La mona y la tortuga –Gianni Rodari


Una mona vivía en una isla lejana, en un bosquecillo de higueras cerca del mar. Se alimentaba de fruta y se lo pasaba muy bien. Sólo le faltaba un amigo y pronto lo encontró. Una mañana vio en el agua, no lejos de la playa, una gran tortuga que había llegado nadando desde la isla vecina. La mona arrancó enseguida un higo maduro y se lo arrojó a la tortuga, que se lo comió enseguida, y le pareció tan exquisito que no dejaba de darle las gracias.

-Ni una palabra más –exclamó la mona-. Si te gustan los higos, puedo darte más.
Desde aquel momento, la mona y la tortuga entablaron una amistad. La mona estaba contenta por haber encontrado a alguien con quien conversar; la tortuga, por haber encontrado a una anfitriona tan generosa y unos higos tan dulces. Por la misma época, el rey León se enfermó. Al borde de la muerte, ya nada podía salvarlo, salvo un corazón de mona que, como se sabe, cura cualquier enfermedad. El rey León prometió una abundante recompensa y un título de nobleza a quien le llevase un corazón de mona.

La tortuga se enteró y pensó enseguida en su amiga de los higos.
Sin perder el tiempo emprendió viaje, nadó hasta el bosquecillo de las higueras, aceptó los dulces frutos que le daba la mona y, finalmente, le dijo:
-Amiga mía, me gustaría tanto compensar tu hospitalidad…
¿Quieres venir a visitarme?

-Con mucho gusto –respondió la mona.

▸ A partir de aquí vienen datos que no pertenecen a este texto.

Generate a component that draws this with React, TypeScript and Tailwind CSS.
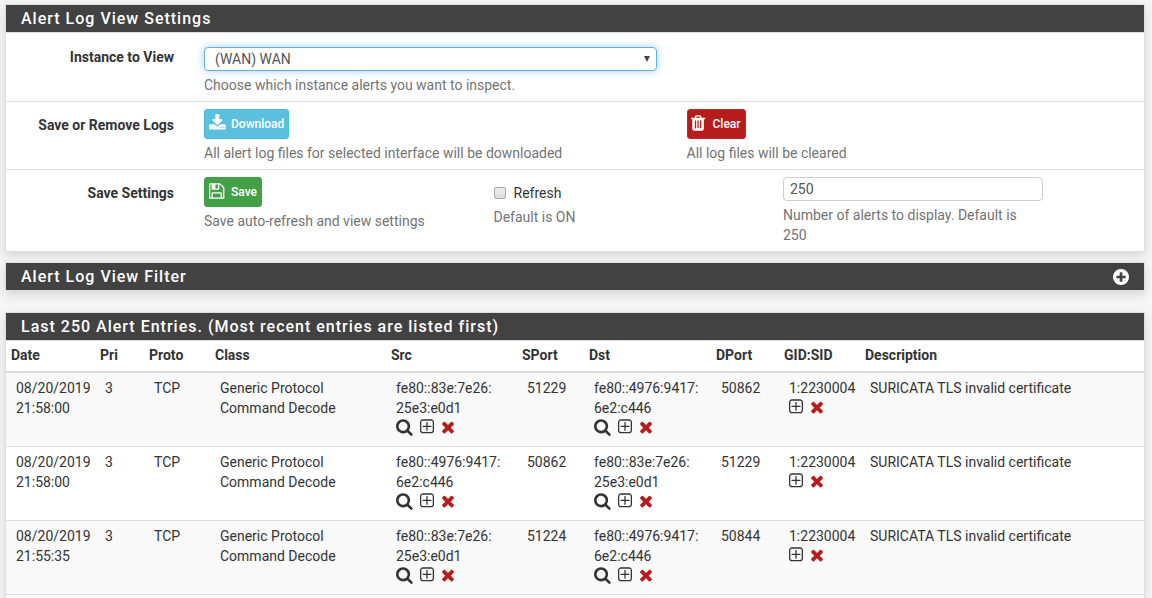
import { useState } from "react";
import type { ReactNode } from "react";

const icons = {
  search: {
    box: "64 0 1664 1792",
    d: "M1216 832q0-185-131.5-316.5t-316.5-131.5-316.5 131.5-131.5 316.5 131.5 316.5 316.5 131.5 316.5-131.5 131.5-316.5zm512 832q0 52-38 90t-90 38q-54 0-90-38l-343-342q-179 124-399 124-143 0-273.5-55.5t-225-150-150-225-55.5-273.5 55.5-273.5 150-225 225-150 273.5-55.5 273.5 55.5 225 150 150 225 55.5 273.5q0 220-124 399l343 343q37 37 37 90z",
  },
  times: {
    box: "192 0 1408 1792",
    d: "M1490 1322q0 40-28 68l-136 136q-28 28-68 28t-68-28l-294-294-294 294q-28 28-68 28t-68-28l-136-136q-28-28-28-68t28-68l294-294-294-294q-28-28-28-68t28-68l136-136q28-28 68-28t68 28l294 294 294-294q28-28 68-28t68 28l136 136q28 28 28 68t-28 68l-294 294 294 294q28 28 28 68z",
  },
  plusSquare: {
    box: "192 0 1408 1792",
    d: "M1344 800v64q0 14-9 23t-23 9h-352v352q0 14-9 23t-23 9h-64q-14 0-23-9t-9-23v-352h-352q-14 0-23-9t-9-23v-64q0-14 9-23t23-9h352v-352q0-14 9-23t23-9h64q14 0 23 9t9 23v352h352q14 0 23 9t9 23zm128 448v-832q0-66-47-113t-113-47h-832q-66 0-113 47t-47 113v832q0 66 47 113t113 47h832q66 0 113-47t47-113zm128-832v832q0 119-84.5 203.5t-203.5 84.5h-832q-119 0-203.5-84.5t-84.5-203.5v-832q0-119 84.5-203.5t203.5-84.5h832q119 0 203.5 84.5t84.5 203.5z",
  },
  plusCircle: {
    box: "128 128 1536 1536",
    d: "M1344 960v-128q0-26-19-45t-45-19h-256v-256q0-26-19-45t-45-19h-128q-26 0-45 19t-19 45v256h-256q-26 0-45 19t-19 45v128q0 26 19 45t45 19h256v256q0 26 19 45t45 19h128q26 0 45-19t19-45v-256h256q26 0 45-19t19-45zm320-64q0 209-103 385.5t-279.5 279.5-385.5 103-385.5-103-279.5-279.5-103-385.5 103-385.5 279.5-279.5 385.5-103 385.5 103 279.5 279.5 103 385.5z",
  },
  download: {
    box: "64 0 1664 1792",
    d: "M1344 1344q0-26-19-45t-45-19-45 19-19 45 19 45 45 19 45-19 19-45zm256 0q0-26-19-45t-45-19-45 19-19 45 19 45 45 19 45-19 19-45zm128-224v320q0 40-28 68t-68 28h-1472q-40 0-68-28t-28-68v-320q0-40 28-68t68-28h465l135 136q58 56 136 56t136-56l136-136h464q40 0 68 28t28 68zm-325-569q17 41-14 70l-448 448q-18 19-45 19t-45-19l-448-448q-31-29-14-70 17-39 59-39h256v-448q0-26 19-45t45-19h256q26 0 45 19t19 45v448h256q42 0 59 39z",
  },
  floppy: {
    box: "128 0 1536 1792",
    d: "M512 1536h768v-384h-768v384zm896 0h128v-896q0-14-10-38.5t-20-34.5l-281-281q-10-10-34-20t-39-10v416q0 40-28 68t-68 28h-576q-40 0-68-28t-28-68v-416h-128v1280h128v-416q0-40 28-68t68-28h832q40 0 68 28t28 68v416zm-384-928v-320q0-13-9.5-22.5t-22.5-9.5h-192q-13 0-22.5 9.5t-9.5 22.5v320q0 13 9.5 22.5t22.5 9.5h192q13 0 22.5-9.5t9.5-22.5zm640 32v928q0 40-28 68t-68 28h-1344q-40 0-68-28t-28-68v-1344q0-40 28-68t68-28h928q40 0 88 20t76 48l280 280q28 28 48 76t20 88z",
  },
  trash: {
    box: "192 0 1408 1792",
    d: "M704 1376v-704q0-14-9-23t-23-9h-64q-14 0-23 9t-9 23v704q0 14 9 23t23 9h64q14 0 23-9t9-23zm256 0v-704q0-14-9-23t-23-9h-64q-14 0-23 9t-9 23v704q0 14 9 23t23 9h64q14 0 23-9t9-23zm256 0v-704q0-14-9-23t-23-9h-64q-14 0-23 9t-9 23v704q0 14 9 23t23 9h64q14 0 23-9t9-23zm-544-992h448l-48-117q-7-9-17-11h-317q-10 2-17 11zm928 32v64q0 14-9 23t-23 9h-96v948q0 83-47 143.5t-113 60.5h-832q-66 0-113-58.5t-47-141.5v-952h-96q-14 0-23-9t-9-23v-64q0-14 9-23t23-9h309l70-167q15-37 54-63t79-26h320q40 0 79 26t54 63l70 167h309q14 0 23 9t9 23z",
  },
};

const Icon = ({ name, className }: { name: keyof typeof icons; className: string }) => (
  <svg viewBox={icons[name].box} preserveAspectRatio="xMinYMid" fill="currentColor" className={className} aria-hidden="true">
    <path d={icons[name].d} />
  </svg>
);

const HOST_A = ["fe80::83e:7e26:", "25e3:e0d1"];
const HOST_B = ["fe80::4976:9417:", "6e2:c446"];

const alerts = [
  { date: "08/20/2019", time: "21:58:00", src: HOST_A, sport: 51229, dst: HOST_B, dport: 50862 },
  { date: "08/20/2019", time: "21:58:00", src: HOST_B, sport: 50862, dst: HOST_A, dport: 51229 },
  { date: "08/20/2019", time: "21:55:35", src: HOST_A, sport: 51224, dst: HOST_B, dport: 50844 },
];

const columns = [
  { label: "Date", width: "w-[89px]" },
  { label: "Pri", width: "w-[49px]" },
  { label: "Proto", width: "w-[66px]" },
  { label: "Class", width: "w-[176px]" },
  { label: "Src", width: "w-[131px]" },
  { label: "SPort", width: "w-[67px]" },
  { label: "Dst", width: "w-[127px]" },
  { label: "DPort", width: "w-[68px]" },
  { label: "GID:SID", width: "w-[81px]" },
  { label: "Description", width: "" },
];

const PanelHeading = ({ title, children }: { title: string; children?: ReactNode }) => (
  <div className="flex h-[27px] items-center justify-between bg-[#424242] px-[15px] text-white">
    <h2 className="text-base font-medium tracking-[1px]">{title}</h2>
    {children}
  </div>
);

const Help = ({ children }: { children: ReactNode }) => (
  <p className="mt-1 text-[#737373]">{children}</p>
);

const Actions = ({ search = false }: { search?: boolean }) => (
  <div className="flex h-[23px] items-start gap-[7px]">
    {search && (
      <button type="button" aria-label="Resolve host">
        <Icon name="search" className="h-[18px] w-[17px]" />
      </button>
    )}
    <button type="button" aria-label="Add to suppress list">
      <Icon name="plusSquare" className="h-[18px] w-[14px]" />
    </button>
    <button type="button" aria-label="Remove" className="text-[#b71c1c]">
      <Icon name="times" className="h-[18px] w-[14px]" />
    </button>
  </div>
);

const Host = ({ lines }: { lines: string[] }) => (
  <td className="py-[5px] pl-[10px]">
    {lines[0]}
    <br />
    {lines[1]}
    <Actions search />
  </td>
);

const panel = "border border-[#ddd] bg-white shadow-[0_4px_10px_rgba(0,0,0,0.12)]";
const row = "-mx-[10px] grid grid-cols-12 pb-[6px]";
const rowLabel = "col-span-2 px-[15px] pt-[6px] text-right font-bold";
const btn = "flex h-[30px] items-center gap-1 rounded-[3px] border pr-1 text-xs font-medium text-white";

export default function App() {
  const [refresh, setRefresh] = useState(false);
  const [count, setCount] = useState("250");

  return (
    <main className="flex min-h-screen flex-col bg-[#f5f5f5] pt-1 pr-[7px] pl-[5px] font-[Roboto,sans-serif] text-sm leading-5 text-[#333]">
      <section className={panel}>
        <PanelHeading title="Alert Log View Settings" />
        <div className="divide-y divide-[#ddd] overflow-hidden border-t border-[#ddd]">
          <div className={`${row} pt-[14px]`}>
            <label htmlFor="instance" className="col-span-2 px-[15px] text-right font-bold">
              Instance to View
            </label>
            <div className="col-span-5 px-[15px]">
              <div className="relative">
                <select
                  id="instance"
                  className="block h-6 w-full appearance-none rounded border border-[#66afe9] bg-white px-[10px] text-sm leading-5 text-[#555] shadow-[0_0_8px_rgba(102,175,233,0.6)] outline-none"
                >
                  <option>(WAN) WAN</option>
                </select>
                <svg viewBox="0 0 6 6" className="pointer-events-none absolute top-[9px] right-[7px] h-[6px] w-[6px]" aria-hidden="true">
                  <path d="M0 0h6L3 6z" fill="#444" />
                </svg>
              </div>
              <Help>Choose which instance alerts you want to inspect.</Help>
            </div>
          </div>

          <div className={`${row} pt-[7px]`}>
            <span className={rowLabel}>Save or Remove Logs</span>
            <div className="col-span-5 px-[15px]">
              <button type="button" className={`${btn} border-[#46b8da] bg-[#5bc0de] pl-1`}>
                <Icon name="download" className="mb-[2px] h-[18px] w-[18px]" />
                Download
              </button>
              <Help>All alert log files for selected interface will be downloaded</Help>
            </div>
            <div className="col-span-5 px-[15px]">
              <button type="button" className={`${btn} border-[#c62828] bg-[#b71c1c] pl-[3px]`}>
                <Icon name="trash" className="mb-[2px] h-[18px] w-[18px]" />
                Clear
              </button>
              <Help>All log files will be cleared</Help>
            </div>
          </div>

          <div className={`${row} pt-[7px]`}>
            <span className={rowLabel}>Save Settings</span>
            <div className="col-span-3 px-[15px]">
              <button type="button" className={`${btn} border-[#43a047] bg-[#43a047] pl-1`}>
                <Icon name="floppy" className="mb-[2px] h-[18px] w-[18px]" />
                Save
              </button>
              <Help>Save auto-refresh and view settings</Help>
            </div>
            <div className="col-span-3 px-[15px] pt-[6px]">
              <label className="flex items-center gap-2">
                <input
                  type="checkbox"
                  checked={refresh}
                  onChange={(e) => setRefresh(e.target.checked)}
                  className="h-3 w-3 appearance-none rounded-[2px] border border-[#a9a9a9] bg-gradient-to-b from-[#eee] to-[#ddd] checked:bg-[#555]"
                />
                Refresh
              </label>
              <Help>Default is ON</Help>
            </div>
            <div className="col-span-3 px-[15px]">
              <input
                type="text"
                aria-label="Number of alerts to display"
                value={count}
                onChange={(e) => setCount(e.target.value)}
                className="block h-6 w-full rounded border border-[#ccc] bg-white px-[6px] text-[#555]"
              />
              <Help>Number of alerts to display. Default is 250</Help>
            </div>
          </div>
        </div>
      </section>

      <section className={`${panel} mt-[10px]`}>
        <PanelHeading title="Alert Log View Filter">
          <button type="button" aria-label="Expand filter">
            <Icon name="plusCircle" className="h-4 w-4" />
          </button>
        </PanelHeading>
      </section>

      <section className={`${panel} mt-[21px] flex-1 border-b-0`}>
        <PanelHeading title="Last 250 Alert Entries. (Most recent entries are listed first)" />
        <table className="w-full table-fixed border-separate border-spacing-0 border-t border-[#ddd] text-left">
          <thead>
            <tr>
              {columns.map((col) => (
                <th key={col.label} className={`${col.width} border-b-2 border-[#ddd] px-[5px] pt-1 pb-[6px] font-bold`}>
                  {col.label}
                </th>
              ))}
            </tr>
          </thead>
          <tbody>
            {alerts.map((alert, idx) => (
              <tr key={idx} className="align-top odd:bg-[#f9f9f9] *:border-b *:border-[#ddd]">
                <td className="py-[5px] pl-[10px]">
                  {alert.date}
                  <br />
                  {alert.time}
                </td>
                <td className="py-[5px] pl-[10px]">3</td>
                <td className="py-[5px] pl-[10px]">TCP</td>
                <td className="py-[5px] pl-[10px]">
                  Generic Protocol
                  <br />
                  Command Decode
                </td>
                <Host lines={alert.src} />
                <td className="py-[5px] pl-[10px]">{alert.sport}</td>
                <Host lines={alert.dst} />
                <td className="py-[5px] pl-[10px]">{alert.dport}</td>
                <td className="py-[5px] pl-[10px]">
                  1:2230004
                  <Actions />
                </td>
                <td className="py-[5px] pl-[10px]">SURICATA TLS invalid certificate</td>
              </tr>
            ))}
          </tbody>
        </table>
      </section>
    </main>
  );
}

Pero, ¿cómo haré para cruzar el mar?
-Muy sencillo: irás montada sobre mí, yo te llevaré.
La mona, sin sospechar nada malo, montó sobre la tortuga y comenzó la travesía.
Cuando estuvieron en medio del mar, de repente, la tortuga dijo:
-Oye: ¿es cierto que tu corazón cura cualquier enfermedad?

La mona soltó unos chillidos de terror. Sólo ahora se daba cuenta del peligro en que se encontraba.
Pero, ¿cómo salvarse a esas alturas? Estaban en alta mar y a ella no se le daba bien la natación. Reflexionó un momento y al fin respondió:
-Es verdad, tortuga, mi corazón es la mejor medicina. ¿Hay algún enfermo entre vosotros?
-Sí, nuestro rey.

-Pero, ¿por qué no lo dijiste antes? Si lo hubiese sabido, habría cogido el corazón para dártelo.
-¿Cómo? ¿No llevas contigo tu corazón?
-Claro que no. Debes saber que nosotras, las monas, cuando salimos de viaje, dejamos el corazón en casa. Pero todo tiene remedio: llévame de vuelta a casa y te lo daré.

La tortuga obedeció, cambió el rumbo y llevó a la mona a su casa. Al llegar, naturalmente, la mona trepó al primer árbol que vio y no volvió a separarse nunca más de sus higos.